GIVEN INFORMATION:
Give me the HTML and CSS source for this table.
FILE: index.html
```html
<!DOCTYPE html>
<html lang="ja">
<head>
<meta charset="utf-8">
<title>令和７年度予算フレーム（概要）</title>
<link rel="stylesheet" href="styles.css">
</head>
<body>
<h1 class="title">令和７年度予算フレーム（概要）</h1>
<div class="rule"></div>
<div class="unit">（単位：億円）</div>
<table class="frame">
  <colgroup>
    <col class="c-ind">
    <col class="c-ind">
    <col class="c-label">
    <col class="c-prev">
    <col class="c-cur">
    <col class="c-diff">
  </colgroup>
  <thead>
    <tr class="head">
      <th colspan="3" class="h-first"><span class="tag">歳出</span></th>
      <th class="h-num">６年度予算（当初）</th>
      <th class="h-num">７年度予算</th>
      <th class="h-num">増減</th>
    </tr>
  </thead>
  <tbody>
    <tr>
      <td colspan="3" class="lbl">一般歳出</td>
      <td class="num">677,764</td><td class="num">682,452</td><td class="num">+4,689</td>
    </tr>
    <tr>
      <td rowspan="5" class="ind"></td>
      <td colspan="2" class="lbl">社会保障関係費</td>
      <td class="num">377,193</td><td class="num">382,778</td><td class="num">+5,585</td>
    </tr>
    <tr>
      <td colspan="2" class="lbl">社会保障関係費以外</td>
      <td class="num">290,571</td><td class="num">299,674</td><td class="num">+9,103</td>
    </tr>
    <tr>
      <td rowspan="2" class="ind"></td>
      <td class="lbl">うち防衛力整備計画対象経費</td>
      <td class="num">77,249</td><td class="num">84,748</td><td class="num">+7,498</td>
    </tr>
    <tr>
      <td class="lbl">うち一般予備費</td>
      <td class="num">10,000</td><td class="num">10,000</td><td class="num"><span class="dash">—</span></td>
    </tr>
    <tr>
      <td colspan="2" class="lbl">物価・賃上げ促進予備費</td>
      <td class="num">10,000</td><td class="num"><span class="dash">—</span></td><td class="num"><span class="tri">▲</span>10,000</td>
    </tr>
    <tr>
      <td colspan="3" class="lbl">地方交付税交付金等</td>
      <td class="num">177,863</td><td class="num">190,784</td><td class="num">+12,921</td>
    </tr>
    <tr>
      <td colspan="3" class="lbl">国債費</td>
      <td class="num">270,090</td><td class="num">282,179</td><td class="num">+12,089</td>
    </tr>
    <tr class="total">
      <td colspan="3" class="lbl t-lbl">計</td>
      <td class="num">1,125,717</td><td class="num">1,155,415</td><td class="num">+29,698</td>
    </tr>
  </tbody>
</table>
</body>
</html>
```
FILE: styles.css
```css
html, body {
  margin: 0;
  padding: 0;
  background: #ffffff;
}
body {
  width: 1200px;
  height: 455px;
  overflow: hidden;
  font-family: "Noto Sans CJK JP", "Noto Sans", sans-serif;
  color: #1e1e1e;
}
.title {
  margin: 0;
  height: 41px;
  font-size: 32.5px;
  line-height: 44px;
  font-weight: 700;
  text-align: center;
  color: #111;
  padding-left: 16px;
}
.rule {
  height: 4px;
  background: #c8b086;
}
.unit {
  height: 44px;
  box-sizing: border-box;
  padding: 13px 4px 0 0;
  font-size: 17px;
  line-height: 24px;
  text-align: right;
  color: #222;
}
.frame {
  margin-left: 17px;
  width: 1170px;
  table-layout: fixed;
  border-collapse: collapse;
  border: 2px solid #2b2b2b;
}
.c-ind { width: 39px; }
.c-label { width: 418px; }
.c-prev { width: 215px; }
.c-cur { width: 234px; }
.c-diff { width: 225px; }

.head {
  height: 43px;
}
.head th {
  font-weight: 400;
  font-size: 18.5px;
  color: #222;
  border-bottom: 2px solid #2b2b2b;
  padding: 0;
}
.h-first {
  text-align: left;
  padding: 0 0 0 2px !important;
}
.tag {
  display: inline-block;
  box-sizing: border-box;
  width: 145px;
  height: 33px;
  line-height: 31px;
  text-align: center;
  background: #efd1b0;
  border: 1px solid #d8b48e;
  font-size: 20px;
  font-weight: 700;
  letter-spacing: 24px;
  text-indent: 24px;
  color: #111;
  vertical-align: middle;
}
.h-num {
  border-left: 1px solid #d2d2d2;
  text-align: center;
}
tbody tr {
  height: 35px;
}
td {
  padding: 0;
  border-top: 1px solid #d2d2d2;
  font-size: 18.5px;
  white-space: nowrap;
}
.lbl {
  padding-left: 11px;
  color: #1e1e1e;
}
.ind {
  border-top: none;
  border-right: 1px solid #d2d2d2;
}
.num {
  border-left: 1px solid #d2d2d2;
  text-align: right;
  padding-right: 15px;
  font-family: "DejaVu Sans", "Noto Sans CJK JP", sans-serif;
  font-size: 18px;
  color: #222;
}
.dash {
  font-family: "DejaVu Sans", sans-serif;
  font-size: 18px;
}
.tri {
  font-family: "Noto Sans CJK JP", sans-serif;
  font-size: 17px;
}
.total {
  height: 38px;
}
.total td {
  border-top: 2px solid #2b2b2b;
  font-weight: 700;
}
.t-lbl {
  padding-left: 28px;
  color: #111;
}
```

REQUIREMENT: Retype the material in full. Each word must match.

OUTPUT BELOW:
Give me the HTML and CSS source for this table.
FILE: index.html
```html
<!DOCTYPE html>
<html lang="ja">
<head>
<meta charset="utf-8">
<title>令和７年度予算フレーム（概要）</title>
<link rel="stylesheet" href="styles.css">
</head>
<body>
<h1 class="title">令和７年度予算フレーム（概要）</h1>
<div class="rule"></div>
<div class="unit">（単位：億円）</div>
<table class="frame">
  <colgroup>
    <col class="c-ind">
    <col class="c-ind">
    <col class="c-label">
    <col class="c-prev">
    <col class="c-cur">
    <col class="c-diff">
  </colgroup>
  <thead>
    <tr class="head">
      <th colspan="3" class="h-first"><span class="tag">歳出</span></th>
      <th class="h-num">６年度予算（当初）</th>
      <th class="h-num">７年度予算</th>
      <th class="h-num">増減</th>
    </tr>
  </thead>
  <tbody>
    <tr>
      <td colspan="3" class="lbl">一般歳出</td>
      <td class="num">677,764</td><td class="num">682,452</td><td class="num">+4,689</td>
    </tr>
    <tr>
      <td rowspan="5" class="ind"></td>
      <td colspan="2" class="lbl">社会保障関係費</td>
      <td class="num">377,193</td><td class="num">382,778</td><td class="num">+5,585</td>
    </tr>
    <tr>
      <td colspan="2" class="lbl">社会保障関係費以外</td>
      <td class="num">290,571</td><td class="num">299,674</td><td class="num">+9,103</td>
    </tr>
    <tr>
      <td rowspan="2" class="ind"></td>
      <td class="lbl">うち防衛力整備計画対象経費</td>
      <td class="num">77,249</td><td class="num">84,748</td><td class="num">+7,498</td>
    </tr>
    <tr>
      <td class="lbl">うち一般予備費</td>
      <td class="num">10,000</td><td class="num">10,000</td><td class="num"><span class="dash">—</span></td>
    </tr>
    <tr>
      <td colspan="2" class="lbl">物価・賃上げ促進予備費</td>
      <td class="num">10,000</td><td class="num"><span class="dash">—</span></td><td class="num"><span class="tri">▲</span>10,000</td>
    </tr>
    <tr>
      <td colspan="3" class="lbl">地方交付税交付金等</td>
      <td class="num">177,863</td><td class="num">190,784</td><td class="num">+12,921</td>
    </tr>
    <tr>
      <td colspan="3" class="lbl">国債費</td>
      <td class="num">270,090</td><td class="num">282,179</td><td class="num">+12,089</td>
    </tr>
    <tr class="total">
      <td colspan="3" class="lbl t-lbl">計</td>
      <td class="num">1,125,717</td><td class="num">1,155,415</td><td class="num">+29,698</td>
    </tr>
  </tbody>
</table>
</body>
</html>
```
FILE: styles.css
```css
html, body {
  margin: 0;
  padding: 0;
  background: #ffffff;
}
body {
  width: 1200px;
  height: 455px;
  overflow: hidden;
  font-family: "Noto Sans CJK JP", "Noto Sans", sans-serif;
  color: #1e1e1e;
}
.title {
  margin: 0;
  height: 41px;
  font-size: 32.5px;
  line-height: 44px;
  font-weight: 700;
  text-align: center;
  color: #111;
  padding-left: 16px;
}
.rule {
  height: 4px;
  background: #c8b086;
}
.unit {
  height: 44px;
  box-sizing: border-box;
  padding: 13px 4px 0 0;
  font-size: 17px;
  line-height: 24px;
  text-align: right;
  color: #222;
}
.frame {
  margin-left: 17px;
  width: 1170px;
  table-layout: fixed;
  border-collapse: collapse;
  border: 2px solid #2b2b2b;
}
.c-ind { width: 39px; }
.c-label { width: 418px; }
.c-prev { width: 215px; }
.c-cur { width: 234px; }
.c-diff { width: 225px; }

.head {
  height: 43px;
}
.head th {
  font-weight: 400;
  font-size: 18.5px;
  color: #222;
  border-bottom: 2px solid #2b2b2b;
  padding: 0;
}
.h-first {
  text-align: left;
  padding: 0 0 0 2px !important;
}
.tag {
  display: inline-block;
  box-sizing: border-box;
  width: 145px;
  height: 33px;
  line-height: 31px;
  text-align: center;
  background: #efd1b0;
  border: 1px solid #d8b48e;
  font-size: 20px;
  font-weight: 700;
  letter-spacing: 24px;
  text-indent: 24px;
  color: #111;
  vertical-align: middle;
}
.h-num {
  border-left: 1px solid #d2d2d2;
  text-align: center;
}
tbody tr {
  height: 35px;
}
td {
  padding: 0;
  border-top: 1px solid #d2d2d2;
  font-size: 18.5px;
  white-space: nowrap;
}
.lbl {
  padding-left: 11px;
  color: #1e1e1e;
}
.ind {
  border-top: none;
  border-right: 1px solid #d2d2d2;
}
.num {
  border-left: 1px solid #d2d2d2;
  text-align: right;
  padding-right: 15px;
  font-family: "DejaVu Sans", "Noto Sans CJK JP", sans-serif;
  font-size: 18px;
  color: #222;
}
.dash {
  font-family: "DejaVu Sans", sans-serif;
  font-size: 18px;
}
.tri {
  font-family: "Noto Sans CJK JP", sans-serif;
  font-size: 17px;
}
.total {
  height: 38px;
}
.total td {
  border-top: 2px solid #2b2b2b;
  font-weight: 700;
}
.t-lbl {
  padding-left: 28px;
  color: #111;
}
```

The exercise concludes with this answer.